Experimental investigation on the seismic performance of steel–polypropylene hybrid fiber reinforced concrete columns

Abstract

Addition of fibers into cementitious composites has raised concern over decades, which enables considerable improvement in mechanical and dynamic properties of reinforced concrete (RC) members. In this paper, we present an experimental study on the seismic performance of steel–polypropylene hybrid fiber reinforced concrete (HFRC) columns, which is of vital significance to postearthquake serviceability of structures. A total of 24 specimens subjected to combined constant axial load and cyclic lateral force were investigated.
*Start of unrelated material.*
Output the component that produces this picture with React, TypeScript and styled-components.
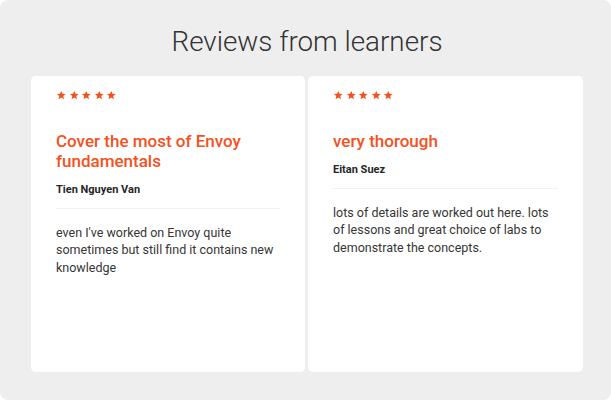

The main variables involve fiber type, shear span ratio, axial compression ratio, and reinforcement ratio (longitudinal and transverse). The failure modes, ultimate bearing capacity and deformation capacity were analyzed. The experimental results showed that the presence of hybrid fibers in RC columns had positive influence on improving the seismic bearing capacity. The improvement ratio could reach to 15–20% when a relative high axial compression was applied. Moreover, in comparison to RC columns, HFRC columns exhibited a notable synergetic effect in terms of ductility and energy dissipation capacity, particularly for columns with a higher axial compression ratio. Subsequently, on the basis of principles of equilibrium and compatibility, analytical equations to estimate the seismic bending moment capacity and shearing force capacity were developed, which took into account the synergetic effect of hybrid fibers. The analytical solutions were then validated by the test results, and the correlations were observed in reasonable accuracy.